JAKARTA, KUJANGPOST.com – Pemerintah memutuskan untuk menghapus klasifikasi beras medium dan premium sebagai dampak dari terungkapnya praktik pengoplosan beras oleh sejumlah produsen nakal. Keputusan ini diambil usai rapat koordinasi yang dipimpin oleh Menteri Koordinator Bidang Pangan, Zulkifli Hasan, pada Jumat (25/7/2025).
Zulkifli menjelaskan bahwa selama ini pembagian kelas beras semacam itu tidak berdasar pada kualitas bahan baku, melainkan hanya pada pengemasan dan merek. Karena itu, pemerintah sepakat untuk menyederhanakan klasifikasi menjadi satu jenis beras umum saja.
“Ke depan tidak ada lagi istilah beras premium atau medium. Beras cukup disebut beras, tanpa embel-embel kelas,” ujar Zulkifli.
Namun, Zulkifli menegaskan bahwa beras khusus seperti Pandan Wangi, Basmati, atau Japonica akan tetap dikenali berdasarkan varietasnya, dan harus memiliki sertifikat resmi dari pemerintah.

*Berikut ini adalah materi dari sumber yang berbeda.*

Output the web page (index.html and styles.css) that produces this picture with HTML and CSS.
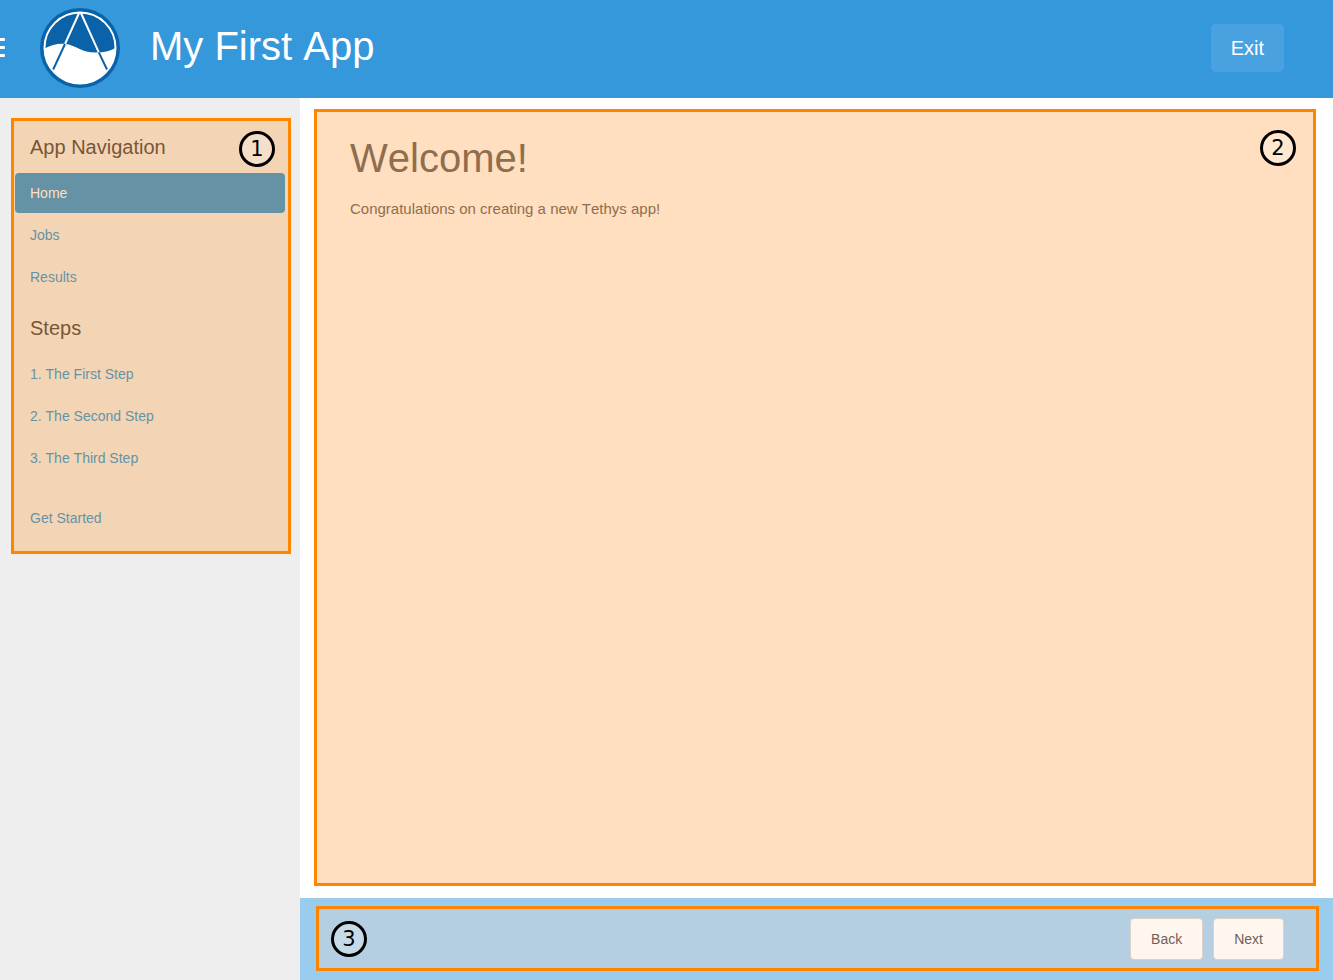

Sementara itu, terkait penetapan harga, pemerintah masih melakukan pembahasan dengan pihak-pihak terkait, termasuk Badan Pangan Nasional (Bapanas) dan Kementerian Pertanian. Rentang harga yang tengah digodok berkisar antara Rp12.500 hingga Rp13.500 per kilogram.
Langkah ini diambil menyusul temuan Direktorat Tindak Pidana Ekonomi Khusus Bareskrim Polri terhadap praktik pemalsuan mutu beras oleh beberapa perusahaan. Sedikitnya tiga produsen dan lima merek dilaporkan mengedarkan beras oplosan, dengan total barang bukti mencapai 201 ton.
Beberapa perusahaan yang terseret dalam kasus ini antara lain PT PIM dengan merek Sania, PT FS dengan merek Ramos Merah, Ramos Biru, dan Ramos Pulen, serta Toko SY yang memasarkan merek Jelita dan Anak Kembar. Produk-produk tersebut dikemas dalam ukuran 2,5 hingga 5 kilogram dan dipasarkan sebagai beras premium meski kualitasnya tidak sesuai label.
“Dalam penggeledahan, kami juga menyita dokumen-dokumen legalitas seperti izin edar, sertifikat merek, SOP perusahaan, hingga laporan produksi dan maintenance,” ungkap Brigjen Helfi Assegaf, Ketua Satgas Pangan Polri.
Ia menyatakan, kasus ini telah naik ke tahap penyidikan. Ancaman pidana bagi pelaku cukup berat: maksimal 5 tahun penjara dan denda Rp2 miliar untuk tindak pidana perlindungan konsumen, serta tambahan pidana pencucian uang dengan ancaman 20 tahun penjara dan denda hingga Rp20 miliar.
Langkah tegas ini diambil untuk melindungi konsumen dan menjaga integritas program pangan nasional di tengah kekhawatiran publik terhadap praktik dagang yang merugikan.